Adjacent to the treasury excavators found a library where fragments of texts on papyrus and parchment were recovered. Among these were a philosophical dialogue engaging Plato’s ideas about forms and a dramatic work that appears to have involved Dionysian subject matter. The treasury assemblage included precious stones, lapis lazuli, ivory, olive oil, and incense, as well as objects probably taken during campaigns to India, notably a mother-of-pearl disc bearing an image from Hindu myth.

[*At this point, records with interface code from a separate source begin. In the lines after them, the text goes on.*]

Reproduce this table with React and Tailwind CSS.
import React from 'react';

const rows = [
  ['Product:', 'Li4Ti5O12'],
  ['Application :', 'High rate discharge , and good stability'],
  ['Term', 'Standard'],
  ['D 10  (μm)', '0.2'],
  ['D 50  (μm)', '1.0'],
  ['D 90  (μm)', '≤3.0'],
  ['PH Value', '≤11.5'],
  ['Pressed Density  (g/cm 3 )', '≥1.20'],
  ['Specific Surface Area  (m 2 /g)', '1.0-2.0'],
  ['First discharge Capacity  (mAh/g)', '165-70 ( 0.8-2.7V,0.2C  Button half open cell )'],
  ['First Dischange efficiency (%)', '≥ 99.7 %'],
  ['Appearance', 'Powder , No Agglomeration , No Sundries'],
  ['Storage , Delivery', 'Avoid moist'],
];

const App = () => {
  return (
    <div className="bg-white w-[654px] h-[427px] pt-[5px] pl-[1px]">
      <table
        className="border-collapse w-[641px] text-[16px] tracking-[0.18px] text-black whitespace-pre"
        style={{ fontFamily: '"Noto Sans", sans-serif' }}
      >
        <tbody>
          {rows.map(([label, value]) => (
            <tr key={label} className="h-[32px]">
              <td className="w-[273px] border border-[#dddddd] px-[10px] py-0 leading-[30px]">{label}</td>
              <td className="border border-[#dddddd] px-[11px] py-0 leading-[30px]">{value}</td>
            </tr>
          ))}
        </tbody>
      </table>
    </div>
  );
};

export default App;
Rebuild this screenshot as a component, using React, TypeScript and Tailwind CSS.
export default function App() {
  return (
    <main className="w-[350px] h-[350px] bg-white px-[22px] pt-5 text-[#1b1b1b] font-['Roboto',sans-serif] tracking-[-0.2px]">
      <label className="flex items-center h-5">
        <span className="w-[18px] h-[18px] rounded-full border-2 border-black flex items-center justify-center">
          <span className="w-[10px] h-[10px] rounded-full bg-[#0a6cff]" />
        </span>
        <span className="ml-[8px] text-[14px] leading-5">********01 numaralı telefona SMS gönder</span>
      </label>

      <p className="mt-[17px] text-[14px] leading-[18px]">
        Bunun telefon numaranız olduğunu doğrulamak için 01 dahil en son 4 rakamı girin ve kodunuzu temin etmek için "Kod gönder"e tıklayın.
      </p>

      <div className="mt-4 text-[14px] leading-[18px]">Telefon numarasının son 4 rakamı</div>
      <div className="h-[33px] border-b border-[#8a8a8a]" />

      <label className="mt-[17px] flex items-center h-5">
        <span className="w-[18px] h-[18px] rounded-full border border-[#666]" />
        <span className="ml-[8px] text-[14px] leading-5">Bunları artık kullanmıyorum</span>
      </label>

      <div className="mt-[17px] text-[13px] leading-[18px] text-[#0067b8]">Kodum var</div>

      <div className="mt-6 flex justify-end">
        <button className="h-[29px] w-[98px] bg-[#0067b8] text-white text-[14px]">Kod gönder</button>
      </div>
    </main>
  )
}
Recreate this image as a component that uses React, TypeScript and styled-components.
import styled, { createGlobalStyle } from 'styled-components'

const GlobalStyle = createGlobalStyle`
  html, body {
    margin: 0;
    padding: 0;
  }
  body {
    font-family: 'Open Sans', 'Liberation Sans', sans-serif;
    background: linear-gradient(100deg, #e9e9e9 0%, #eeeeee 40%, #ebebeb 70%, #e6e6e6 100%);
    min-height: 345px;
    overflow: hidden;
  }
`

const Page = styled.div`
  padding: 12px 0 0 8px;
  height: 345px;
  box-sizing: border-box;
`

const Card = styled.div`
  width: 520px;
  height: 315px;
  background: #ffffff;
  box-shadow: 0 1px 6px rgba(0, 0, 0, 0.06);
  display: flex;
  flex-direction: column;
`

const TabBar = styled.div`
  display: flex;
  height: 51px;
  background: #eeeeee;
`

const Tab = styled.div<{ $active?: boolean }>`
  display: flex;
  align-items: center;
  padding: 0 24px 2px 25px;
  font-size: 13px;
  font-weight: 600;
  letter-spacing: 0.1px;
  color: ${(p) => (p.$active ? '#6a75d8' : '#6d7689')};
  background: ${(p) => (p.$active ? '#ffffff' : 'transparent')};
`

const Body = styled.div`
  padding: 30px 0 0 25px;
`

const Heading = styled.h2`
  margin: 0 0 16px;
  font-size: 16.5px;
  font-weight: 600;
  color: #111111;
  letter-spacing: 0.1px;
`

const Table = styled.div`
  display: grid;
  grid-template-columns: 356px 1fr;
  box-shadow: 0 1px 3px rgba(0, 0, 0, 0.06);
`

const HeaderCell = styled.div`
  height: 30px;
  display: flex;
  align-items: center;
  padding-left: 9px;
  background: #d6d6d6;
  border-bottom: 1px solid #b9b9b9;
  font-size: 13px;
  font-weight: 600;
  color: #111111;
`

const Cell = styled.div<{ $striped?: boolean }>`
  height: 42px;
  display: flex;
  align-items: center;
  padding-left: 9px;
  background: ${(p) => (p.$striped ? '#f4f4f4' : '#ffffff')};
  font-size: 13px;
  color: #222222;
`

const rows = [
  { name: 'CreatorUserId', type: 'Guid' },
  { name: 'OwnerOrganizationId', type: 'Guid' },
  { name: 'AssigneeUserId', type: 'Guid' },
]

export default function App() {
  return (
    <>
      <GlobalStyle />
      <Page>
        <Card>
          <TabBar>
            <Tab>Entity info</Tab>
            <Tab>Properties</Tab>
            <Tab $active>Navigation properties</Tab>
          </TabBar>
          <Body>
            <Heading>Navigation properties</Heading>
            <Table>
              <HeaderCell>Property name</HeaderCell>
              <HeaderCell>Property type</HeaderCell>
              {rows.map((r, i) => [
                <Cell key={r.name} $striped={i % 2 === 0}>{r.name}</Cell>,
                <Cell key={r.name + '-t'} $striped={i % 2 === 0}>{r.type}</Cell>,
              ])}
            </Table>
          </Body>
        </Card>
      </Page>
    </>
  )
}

Religious architecture appears across the site. A large sanctuary near the palace stood on a low podium and combined Hellenic and Oriental features, its finds including a silver medallion showing Cybele and Nike. A smaller temple outside the northern fortification contained three chapels, and an open-air sacrificial podium on the acropolis faced east. North of the palace a heroön (a shrine to a hero) covered a stepped platform beneath which four coffins were placed; a dedicatory stele in the shrine bore moral maxims from the Temple of Apollo at Delphi and an epigram honoring a man named Klearchos, linking local commemoration with Greek religious traditions.
Public and military facilities round out the plan. The gymnasium, situated along the western ramparts, measured approximately 390 by 100 metres and combined an athletic courtyard in the south with a northern block of rooms and curved exedrae (semicircular seating niches), and archaeologists found an inscription dedicating the space to Hermes and Heracles. Near the acropolis an arsenal and workshop quarter is attested by slag deposits and a range of weapons; among the armaments was the earliest known iron suit associated with heavily armored cavalry, sometimes called cataphract armor, used by mounted troops protected from head to foot. The theatre, cut into the slope of the acropolis, spans about 85 metres across and accommodated five to six thousand spectators; it included three covered loggias (enclosed galleries) for officials, and human remains found in the orchestra area point to violent events at the time of the site’s fall.
Domestic architecture ranges from large aristocratic houses with internal courtyards, reception rooms, bath suites and kitchens to a substantial extramural residence measuring about 108 by 72 metres, where fragments of columns suggest rooms approached eight metres in height. Builders predominantly used unbaked bricks for walls, while fired bricks and stone appear in selected locations and for specific decorative elements. Surviving ornament includes palmette antefixes, painted lion protomes (sculpted or painted frontal animal heads), Corinthian column capitals, and pebble mosaics in bathing and reception spaces. Ceramic vessels, coins and dedicatory plaques bear inscriptions in Greek and in Bactrian-Iranian scripts, showing administrative bilingualism and religious blending. Much of this corpus was documented by mid-20th century excavations; subsequent decades of conflict and looting have damaged many contexts, though the published records preserve the detailed layout and finds uncovered by archaeologists.